Concentration is your villain’s most precious resource. Pick one major concentration spell per encounter and build around it. Spirit guardians turns your triton into a mobile threat zone—15-foot radius of necrotic or radiant damage that moves with them. Combine with sanctuary or shield of faith for defensive layering. Spiritual weapon gives bonus action damage without concentration, freeing your main action for toll the dead or sacred flame.

For aquatic combat specifically, control water is devastating. Create whirlpools to restrain enemies, part water to expose hidden caves, flood chambers to drown air-breathers. Water walk lets your villain stand on the surface while enemies tread water with disadvantage on attacks. Freedom of movement negates most underwater penalties your party suffers.
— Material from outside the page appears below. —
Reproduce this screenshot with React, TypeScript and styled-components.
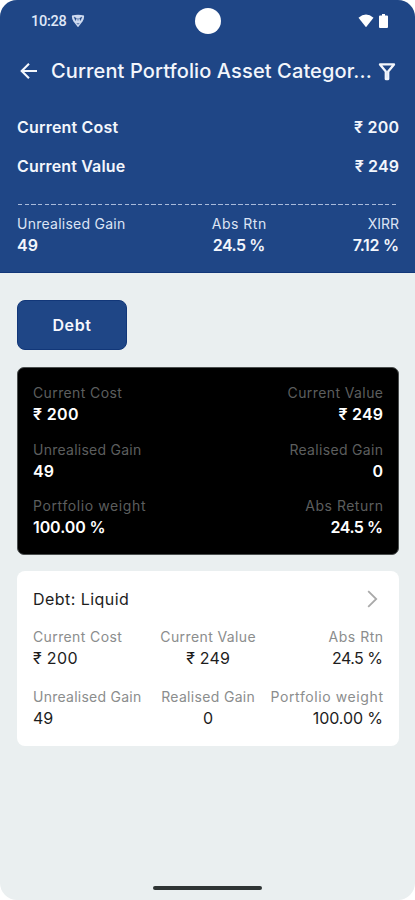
import React from "react";
import styled, { createGlobalStyle } from "styled-components";

const GlobalStyle = createGlobalStyle`
  * { box-sizing: border-box; }
  html, body { margin: 0; background: #fff; }
  body { font-family: Inter, "Noto Sans", sans-serif; }
`;

type Align = "left" | "center" | "right";

const Screen = styled.main`
  width: 415px;
  height: 900px;
  display: flex;
  flex-direction: column;
  overflow: hidden;
  border-radius: 17px;
  background: #eaeff0;
`;

const Header = styled.header`
  height: 273px;
  display: flex;
  flex-direction: column;
  background: #1f4686;
  border-bottom: 1px solid #123779;
  color: #f3f6fc;
`;

const StatusBar = styled.div`
  height: 42px;
  display: grid;
  grid-template-columns: 1fr 26px 1fr;
  align-items: center;
  padding: 0 27px 0 28px;
`;

const StatusGroup = styled.div<{ $end?: boolean }>`
  display: flex;
  align-items: center;
  gap: ${(p) => (p.$end ? 5 : 4)}px;
  padding-left: ${(p) => (p.$end ? 0 : 3)}px;
  justify-content: ${(p) => (p.$end ? "flex-end" : "flex-start")};
`;

const Clock = styled.span`
  font: 500 14.5px/20px Roboto, sans-serif;
  letter-spacing: -0.25px;
  color: #dfe8f8;
  margin-top: 2px;
`;

const Camera = styled.div`
  width: 26px;
  height: 26px;
  border-radius: 50%;
  background: #fff;
`;

const AppBar = styled.div`
  height: 58px;
  display: flex;
  align-items: center;
  padding: 0 19px 0 20px;
`;

const Title = styled.h1`
  flex: 1;
  margin: 0 0 0 13px;
  font-size: 20px;
  line-height: 28px;
  font-weight: 500;
  letter-spacing: 0.12px;
  white-space: nowrap;
`;

const Totals = styled.div`
  padding: 8px 16px 0 17px;
`;

const TotalRow = styled.div`
  height: 39px;
  display: flex;
  align-items: center;
  justify-content: space-between;
`;

const Divider = styled.div`
  height: 1px;
  margin: 18px 18px 9px;
  background: repeating-linear-gradient(90deg, #a9bbdb 0 4.4px, transparent 4.4px 6.67px);
`;

const HeaderStats = styled.div`
  display: flex;
  justify-content: space-between;
  padding: 0 16px 0 17px;
`;

const Stat = styled.div<{ $align: Align }>`
  display: flex;
  flex-direction: column;
  align-items: ${(p) => (p.$align === "left" ? "flex-start" : p.$align === "right" ? "flex-end" : "center")};
`;

const Label = styled.span<{ $color: string; $track: number }>`
  font-size: 14px;
  line-height: 20px;
  height: 21px;
  color: ${(p) => p.$color};
  letter-spacing: ${(p) => p.$track}px;
  margin-right: ${(p) => -p.$track}px;
  white-space: nowrap;
`;

const Value = styled.span<{ $weight: number; $track?: number }>`
  font-size: 16px;
  line-height: 21px;
  font-weight: ${(p) => p.$weight};
  letter-spacing: ${(p) => p.$track ?? 0}px;
  margin-right: ${(p) => -(p.$track ?? 0)}px;
  white-space: nowrap;
`;

const Content = styled.div`
  flex: 1;
  display: flex;
  flex-direction: column;
  align-items: stretch;
  padding: 27px 16px 0 17px;
`;

const CategoryTab = styled.button`
  width: 110px;
  height: 50px;
  align-self: flex-start;
  border: 1px solid #123779;
  border-radius: 8px;
  background: #1f4686;
  color: #f6f8fd;
  font: 600 16px/20px Inter, sans-serif;
  letter-spacing: 0.6px;
  padding: 0;
`;

const SummaryCard = styled.section`
  height: 188px;
  margin-top: 17px;
  padding: 15px 15px 0 15px;
  border: 1px solid #4b4f4f;
  border-radius: 7px;
  background: #000;
  color: #fff;
  display: flex;
  flex-direction: column;
  gap: 14.5px;
`;

const SummaryRow = styled.div`
  display: flex;
  justify-content: space-between;
`;

const DetailCard = styled.section`
  height: 175px;
  margin-top: 16px;
  padding: 18px 16px 0;
  border-radius: 8px;
  background: #fff;
  color: #1d1d1d;
`;

const DetailHead = styled.div`
  height: 20px;
  display: flex;
  align-items: center;
  justify-content: space-between;
  margin-bottom: 18px;
  padding-right: 5px;
`;

const DetailGrid = styled.div`
  display: grid;
  grid-template-columns: 113px 1fr 113px;
  row-gap: 18px;
`;

const HomeIndicator = styled.div`
  width: 109px;
  height: 4px;
  margin: auto auto 10px 136px;
  border-radius: 2px;
  background: #2f3434;
`;

interface FieldProps {
  label: string;
  value: string;
  align: Align;
  color: string;
  weight: number;
}

const labelTracking: Record<string, number> = {
  "Current Cost": 0.38,
  "Current Value": 0.4,
  "Unrealised Gain": 0.25,
  "Realised Gain": 0.32,
  "Portfolio weight": 0.6,
  "Abs Return": 0.5,
  "Abs Rtn": 0.5,
};

const valueTracking: Record<string, number> = {
  "₹ 200": 0.35,
  "₹ 249": 0.2,
  "24.5 %": -0.5,
  "7.12 %": -0.3,
  "100.00 %": -0.1,
};

const Field = ({ label, value, align, color, weight }: FieldProps) => (
  <Stat $align={align}>
    <Label $color={color} $track={labelTracking[label] ?? 0}>{label}</Label>
    <Value $weight={weight} $track={valueTracking[value]}>{value}</Value>
  </Stat>
);

const ShieldIcon = () => (
  <svg width="14" height="14" viewBox="0 0 14 14">
    <path d="M1 1.6Q7-.3 13 1.6Q13.4 5 11.5 7.5L7 13.3L2.5 7.5Q.6 5 1 1.6Z" fill="#cedaf0" />
    <path d="M3 3L5.4 4.2L4.6 6.6ZM11 3L8.6 4.2L9.4 6.6Z" fill="#1f4686" stroke="#1f4686" strokeWidth=".4" />
    <path d="M5.8 9L7 10.3L8.2 9M7 4V6.5" fill="none" stroke="#1f4686" strokeWidth=".7" />
  </svg>
);

const WifiIcon = () => (
  <svg width="16" height="14" viewBox="0 0 16 14">
    <path d="M.5 3.8Q8-2.7 15.5 3.8L8 13.2Z" fill="#fff" />
  </svg>
);

const BatteryIcon = () => (
  <svg width="9" height="14" viewBox="0 0 9 14">
    <path d="M3 0H6V1.5H8Q9 1.5 9 2.5V13Q9 14 8 14H1Q0 14 0 13V2.5Q0 1.5 1 1.5H3Z" fill="#fff" />
  </svg>
);

const BackIcon = () => (
  <svg width="18" height="18" viewBox="0 0 18 18" fill="none" stroke="#f3f6fc" strokeWidth="2.1">
    <path d="M17 9H2.3M9 1.7L1.7 9L9 16.3" />
  </svg>
);

const FilterIcon = () => (
  <svg width="18" height="19" viewBox="0 0 18 19" fill="none" stroke="#f3f6fc" strokeWidth="2.3">
    <path d="M2 2.4H16L10.2 9.5V17H7.8V9.5Z" strokeLinejoin="round" />
  </svg>
);

const ChevronIcon = () => (
  <svg width="11" height="18" viewBox="0 0 11 18" fill="none" stroke="#a9a9a9" strokeWidth="1.8">
    <path d="M1.2 1.2L9.2 9L1.2 16.8" />
  </svg>
);

export default function App() {
  const pale = "#dce4f4";
  const dim = "#5c5e5e";
  const gray = "#8b8d8d";
  return (
    <>
      <GlobalStyle />
      <Screen>
        <Header>
          <StatusBar>
            <StatusGroup><Clock>10:28</Clock><ShieldIcon /></StatusGroup>
            <Camera />
            <StatusGroup $end><WifiIcon /><BatteryIcon /></StatusGroup>
          </StatusBar>
          <AppBar>
            <BackIcon />
            <Title>Current Portfolio Asset Categor...</Title>
            <FilterIcon />
          </AppBar>
          <Totals>
            <TotalRow><Value $weight={600} $track={0.2}>Current Cost</Value><Value $weight={600} $track={0.25}>₹ 200</Value></TotalRow>
            <TotalRow><Value $weight={600} $track={0.15}>Current Value</Value><Value $weight={600} $track={0.15}>₹ 249</Value></TotalRow>
          </Totals>
          <Divider />
          <HeaderStats>
            <Field label="Unrealised Gain" value="49" align="left" color={pale} weight={600} />
            <Field label="Abs Rtn" value="24.5 %" align="center" color={pale} weight={600} />
            <Field label="XIRR" value="7.12 %" align="right" color={pale} weight={600} />
          </HeaderStats>
        </Header>
        <Content>
          <CategoryTab>Debt</CategoryTab>
          <SummaryCard>
            <SummaryRow>
              <Field label="Current Cost" value="₹ 200" align="left" color={dim} weight={600} />
              <Field label="Current Value" value="₹ 249" align="right" color={dim} weight={600} />
            </SummaryRow>
            <SummaryRow>
              <Field label="Unrealised Gain" value="49" align="left" color={dim} weight={600} />
              <Field label="Realised Gain" value="0" align="right" color={dim} weight={600} />
            </SummaryRow>
            <SummaryRow>
              <Field label="Portfolio weight" value="100.00 %" align="left" color={dim} weight={600} />
              <Field label="Abs Return" value="24.5 %" align="right" color={dim} weight={600} />
            </SummaryRow>
          </SummaryCard>
          <DetailCard>
            <DetailHead><Value $weight={400} $track={0.45}>Debt: Liquid</Value><ChevronIcon /></DetailHead>
            <DetailGrid>
              <Field label="Current Cost" value="₹ 200" align="left" color={gray} weight={400} />
              <Field label="Current Value" value="₹ 249" align="center" color={gray} weight={400} />
              <Field label="Abs Rtn" value="24.5 %" align="right" color={gray} weight={400} />
              <Field label="Unrealised Gain" value="49" align="left" color={gray} weight={400} />
              <Field label="Realised Gain" value="0" align="center" color={gray} weight={400} />
              <Field label="Portfolio weight" value="100.00 %" align="right" color={gray} weight={400} />
            </DetailGrid>
          </DetailCard>
          <HomeIndicator />
        </Content>
      </Screen>
    </>
  );
}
At higher levels, conjure elemental (water elemental) brings overwhelming force. Flame strike works even underwater despite the name—radiant damage doesn’t care about the medium. Harm delivers massive necrotic damage to wear down tanky frontliners. Don’t overlook utility: create or destroy water can drain air pockets in flooded dungeons, and zone of truth makes captured PCs very uncomfortable during interrogation scenes.

Tactical Deployment and Encounter Design

Never fight fair. Your triton cleric operates in their element while the party flounders. Set encounters in partially flooded temples with air pockets just out of reach, forcing Constitution saves to avoid exhaustion. Use underwater terrain—kelp forests for cover, coral reefs for difficult terrain, thermal vents for environmental damage.
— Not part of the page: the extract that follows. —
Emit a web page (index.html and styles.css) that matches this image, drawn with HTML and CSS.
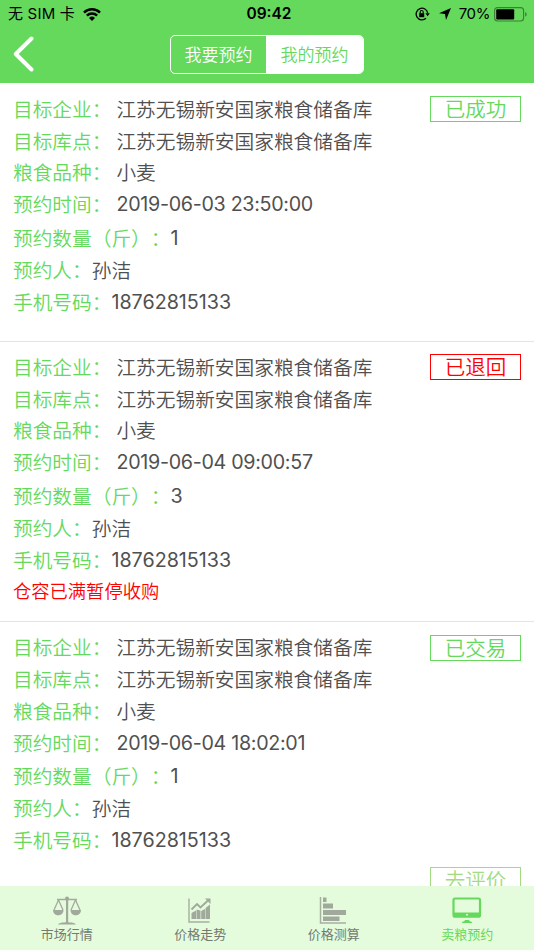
FILE: index.html
```html
<!DOCTYPE html>
<html lang="zh-CN">
<head>
<meta charset="utf-8">
<title>我的预约</title>
<link rel="stylesheet" href="styles.css">
</head>
<body>
<div class="app">
  <header class="header">
    <div class="status">
      <div class="carrier"><span>无 SIM 卡</span>
        <svg class="wifi" viewBox="0 0 18 13" width="18" height="13"><g fill="none" stroke="#000" stroke-width="2.5"><path d="M1 4.6a11.3 11.3 0 0 1 16 0"/><path d="M3.900 7.700a7.200 7.200 0 0 1 10.200 0"/></g><path d="M6 10a4.300 4.300 0 0 1 6 0l-3 3z"/></svg>
      </div>
      <div class="clock">09:42</div>
      <div class="indicators">
        <svg class="lock" viewBox="0 0 15 14" width="15" height="14"><path d="M12.700 6.200A5.800 5.800 0 1 0 11 11.200" fill="none" stroke="#000" stroke-width="1.300"/><path d="M10.400 6.300h4.400l-2.200 3z"/><path d="M4.200 6.200h5v4h-5z"/><path d="M5.200 6.500V5a1.500 1.500 0 0 1 3 0v1.500" fill="none" stroke="#000" stroke-width="1.100"/></svg>
        <svg class="arrow" viewBox="0 0 12 12" width="12" height="12"><path d="M12 0 7 12 6 6.100 0 5.300z"/></svg>
        <span class="percent">70%</span>
        <svg class="battery" viewBox="0 0 34 15" width="34" height="15"><rect x=".6" y=".6" width="29" height="13.400" rx="3" fill="none" stroke="#3c7f35" stroke-width="1.100"/><rect x="2.200" y="2.200" width="18" height="10.200" rx="1"/><path d="M31.200 5.200c2 .6 2 3.800 0 4.400z" fill="#3c7f35"/></svg>
      </div>
    </div>
    <nav class="navbar">
      <svg class="back" viewBox="0 0 22 36" width="22" height="36"><path d="M18.500 2.500 2.800 18l15.700 15.500" fill="none" stroke="#fff" stroke-width="4" stroke-linecap="round" stroke-linejoin="round"/></svg>
      <div class="segmented"><span class="segment">我要预约</span><span class="segment active">我的预约</span></div>
    </nav>
  </header>

  <main class="list">
    <section class="card card-first">
      <div class="fields">
        <div class="row"><span class="label">目标企业：</span><span class="value">江苏无锡新安国家粮食储备库</span></div>
        <div class="row short"><span class="label">目标库点：</span><span class="value">江苏无锡新安国家粮食储备库</span></div>
        <div class="row"><span class="label">粮食品种：</span><span class="value">小麦</span></div>
        <div class="row tall"><span class="label">预约时间：</span><span class="value num date">2019-06-03 23:50:00</span></div>
        <div class="row tight"><span class="label">预约数量（斤）：</span><span class="value num">1</span></div>
        <div class="row tight"><span class="label">预约人：</span><span class="value">孙洁</span></div>
        <div class="row tight"><span class="label">手机号码：</span><span class="value num">18762815133</span></div>
      </div>
      <div class="side"><span class="tag">已成功</span></div>
    </section>

    <section class="card card-returned">
      <div class="fields">
        <div class="row"><span class="label">目标企业：</span><span class="value">江苏无锡新安国家粮食储备库</span></div>
        <div class="row short"><span class="label">目标库点：</span><span class="value">江苏无锡新安国家粮食储备库</span></div>
        <div class="row"><span class="label">粮食品种：</span><span class="value">小麦</span></div>
        <div class="row tall"><span class="label">预约时间：</span><span class="value num date">2019-06-04 09:00:57</span></div>
        <div class="row tight"><span class="label">预约数量（斤）：</span><span class="value num">3</span></div>
        <div class="row tight"><span class="label">预约人：</span><span class="value">孙洁</span></div>
        <div class="row tight"><span class="label">手机号码：</span><span class="value num">18762815133</span></div>
        <div class="notice">仓容已满暂停收购</div>
      </div>
      <div class="side"><span class="tag tag-red">已退回</span></div>
    </section>

    <section class="card card-traded">
      <div class="fields">
        <div class="row"><span class="label">目标企业：</span><span class="value">江苏无锡新安国家粮食储备库</span></div>
        <div class="row"><span class="label">目标库点：</span><span class="value">江苏无锡新安国家粮食储备库</span></div>
        <div class="row"><span class="label">粮食品种：</span><span class="value">小麦</span></div>
        <div class="row tall"><span class="label">预约时间：</span><span class="value num date">2019-06-04 18:02:01</span></div>
        <div class="row tight"><span class="label">预约数量（斤）：</span><span class="value num">1</span></div>
        <div class="row tight"><span class="label">预约人：</span><span class="value">孙洁</span></div>
        <div class="row tight"><span class="label">手机号码：</span><span class="value num">18762815133</span></div>
      </div>
      <div class="side"><span class="tag">已交易</span><span class="tag tag-action">去评价</span></div>
    </section>
  </main>

  <footer class="tabbar">
    <div class="tab">
      <svg viewBox="0 0 30 30" width="30" height="30"><g fill="none" stroke="#a3aa9e" stroke-width="1.300"><path d="M5 4.500h20M6.500 5 2 15M6.500 5l4.500 10M23.500 5 19 15M23.500 5 28 15"/></g><g fill="#a1a89c"><path d="M14 2h2.200v26H14z"/><circle cx="15" cy="3.500" r="2"/><path d="M1 15h10.500c0 7-10.500 7-10.500 0zM18.500 15H29c0 7-10.500 7-10.500 0zM6 29.500c1-3 17-3 18 0z"/></g></svg>
      <span>市场行情</span>
    </div>
    <div class="tab">
      <svg viewBox="0 0 30 30" width="30" height="30"><path d="M4 3.500v23.500h20.500" fill="none" stroke="#a7aea2" stroke-width="1.400"/><path d="m6.500 14.500 5.500-5.500 3.500 3.500 7.500-7" fill="none" stroke="#a1a89c" stroke-width="1.900"/><path d="M20 3.500h5.500V9zM6.500 18l4.500-2.500V24H6.500zM11.500 14.500l4 1v8.500h-4zM16.200 16l3.800-2v10h-3.800zM20.500 13l4.500-3.500V24h-4.500z" fill="#a1a89c"/></svg>
      <span>价格走势</span>
    </div>
    <div class="tab">
      <svg viewBox="0 0 30 30" width="30" height="30"><path d="M1.500 2v26H27" fill="none" stroke="#a7aea2" stroke-width="1.500"/><path d="M4 2.500h3.500v4.500H4zM4 8.500h10v5H4zM4 15h23v5H4zM4 21.500h16.500v4.500H4z" fill="#a1a89c"/></svg>
      <span>价格测算</span>
    </div>
    <div class="tab current">
      <svg viewBox="0 0 30 30" width="30" height="30"><rect x="1.500" y="3.500" width="26.500" height="18" rx="1.500" fill="none" stroke="#65d95c" stroke-width="2.200"/><path d="M1 17.500h27.500v3.500q0 1.500-1.500 1.500H2.500Q1 22.500 1 21zM13 25h4l.7 1.300 2.300.7v1H10v-1l2.300-.7z" fill="#65d95c"/><circle cx="15" cy="19.800" r="1" fill="#dff8d7"/></svg>
      <span>卖粮预约</span>
    </div>
  </footer>
</div>
</body>
</html>
```
FILE: styles.css
```css
* { box-sizing: border-box; }
body { margin: 0; background: #fff; font-family: "Noto Sans CJK SC", sans-serif; text-spacing-trim: space-all; }
svg { display: block; flex: none; }

.app { height: 950px; display: flex; flex-direction: column; overflow: hidden; }

.header { flex: none; height: 83px; background: #65d95c; }
.status {
  height: 28px; padding: 0 6px 0 8px;
  display: grid; grid-template-columns: 1fr auto 1fr; align-items: center;
  font-family: Inter, "Noto Sans CJK SC", sans-serif; font-size: 15px; line-height: 28px; color: #000;
}
.carrier { display: flex; align-items: center; gap: 8px; letter-spacing: 0.200px; }
.clock { font-weight: 600; font-size: 15.500px; padding-left: 2px; }
.indicators { display: flex; align-items: center; justify-content: flex-end; }
.lock { margin-right: 9px; }
.arrow { margin-right: 8px; }
.percent { letter-spacing: -0.400px; }
.battery { margin-left: 4px; }

.navbar { height: 55px; display: grid; grid-template-columns: 1fr auto 1fr; align-items: start; }
.back { margin: 8px 0 0 13px; }
.segmented {
  margin-top: 7px; width: 194px; height: 39px; display: flex;
  border: 1.500px solid #fff; border-radius: 5px; overflow: hidden;
}
.segment { width: 95px; flex: none; text-align: center; font-size: 17px; line-height: 36px; font-weight: 350; color: #fff; }
.segment.active { width: 97px; background: #fff; color: #65d95c; }

.list { flex: 1; min-height: 0; overflow: hidden; }
.card {
  display: flex; justify-content: space-between;
  padding: 10px 13px 0; border-bottom: 1px solid #e4e4e4;
}
.card-first { height: 259px; }
.card-returned { height: 280px; padding-top: 9px; }
.card-traded { height: 290px; padding-top: 9px; }
.row {
  height: 32px; display: flex; gap: 5px; white-space: nowrap;
  font-size: 19.700px; line-height: 32px; font-weight: 350;
}
.row.short { height: 31px; }
.row.tall { height: 34px; }
.card-traded .row.tall { height: 33px; }
.row.tight { gap: 0; }
.label { color: #65d95c; }
.value { color: #505050; }
.num { font-family: Inter, sans-serif; font-weight: 400; }
.date { letter-spacing: -0.300px; line-height: 33px; }
.notice { font-size: 18.300px; line-height: 28px; font-weight: 350; color: #f00; }

.side { display: flex; flex-direction: column; gap: 206px; padding-top: 3px; }
.card-traded .side { padding-top: 4px; }
.tag {
  width: 91px; height: 26px; flex: none; border: 1.500px solid #65d95c;
  color: #65d95c; font-size: 20.500px; line-height: 23px; font-weight: 350; text-align: center;
}
.tag-red { color: #f00; border-color: #f00; }
.tag-action { color: #a3db82; border-color: #a3db82; }

.tabbar { flex: none; height: 64px; background: #e5fcdc; display: flex; }
.tab {
  flex: 1; display: flex; flex-direction: column; align-items: center;
  padding-top: 9px; font-size: 13px; line-height: 18px; color: #737b70;
}
.tab.current { color: #65d95c; }
```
The Dawnblade Ceramic Dice Set captures that righteous, luminous conviction driving your antagonist’s crusade against surface corruption.

Triton clerics should almost never appear alone. They’re leaders, not assassins. Pair them with sahuagin warriors, merrow enforcers, or even charmed/controlled aquatic beasts like hunter sharks or giant octopuses. The cleric hangs back casting bless on minions and bane on PCs, then closes with spirit guardians when the frontline is engaged.

Give them escape routes. Tritons can swim 30 feet per round and breathe underwater indefinitely. When reduced to half hit points, smart clerics disengage, dive deep, cast cure wounds, and return. Make the party chase them through flooded corridors into prepared ambush points. Nothing frustrates players more (in a good way) than a recurring villain who keeps slipping away.

Example Villain Profile

High Invoker Thalassia, 9th-level Tempest Domain Cleric: She leads a triton conclave that views coastal human settlements as blasphemous intrusions. Her temple lies in a flooded caldera accessible only by underwater tunnels. She’s called storms to sink merchant vessels and raised tidal waves to destroy harbors. Not from cruelty—from genuine belief that the surface world must be pushed back before it destroys the ocean’s sacred balance.

In combat, she opens with call lightning centered on the largest cluster of enemies, then wades in with spirit guardians active and spiritual weapon flanking. Her Wrath of the Storm reaction punishes melee attackers, and Destructive Wrath lets her maximize lightning or thunder damage twice per short rest. She keeps command and hold person prepared for control, healing word for emergency heals on herself or key minions.

When reduced to 40 HP (from 75 max), she casts freedom of movement, disengages, and dives into a vertical shaft only accessible by swimming. She has three such escape routes memorized. The party must decide: chase her into hostile territory, or let her escape to fight again.

Motivations Beyond “Evil Cultist”

The best villains believe they’re right. Your triton cleric isn’t cackling over drowned corpses—they’re mourning the necessity of violence. Surface kingdoms dump refuse into the sea, hunt whales to extinction, drag nets across spawning grounds. From the triton perspective, they’re fighting an existential threat to their entire civilization.

Give them reasonable demands. Stop the overfishing. End the dumping of alchemical waste. Abandon the new port being built over sacred coral reefs. If the party ignores these warnings, escalation feels justified. Start with storms, move to kidnappings of ship captains, eventually sink an entire fleet. The party created this villain by enabling the exploitation their cleric opposed.

This creates genuine moral complexity. Do the PCs side with their kingdom’s economic interests, or with the triton cleric’s environmental concerns? Can they broker a compromise, or will they simply kill the villain and perpetuate the cycle? These questions elevate your triton cleric from monster-of-the-week to campaign-defining antagonist.

Using the Triton Cleric Build

This villain works best in coastal or nautical campaigns, but don’t limit yourself. Tritons serve as emissaries, so your cleric could appear in an inland city negotiating terms—then transform into an antagonist when talks fail. They could be investigating rumors of a cursed artifact that’s poisoning ocean currents, creating temporary alliance opportunities with the party.

Stock your DM toolkit with a Bulk 10d10 Assorted Ceramic Dice Set so you’re never caught short on damage rolls during underwater encounters.

For one-shots, strip away the backstory depth and lean into the mechanical fight: a full caster with healing, battlefield control, and environmental mastery fighting on home turf. If you’re building this villain into a campaign arc, invest in the moral complexity and bring them back multiple times—each encounter should raise the stakes and deepen the players’ understanding of what drives them. When the final battle comes, your party should respect this enemy, not just want them dead.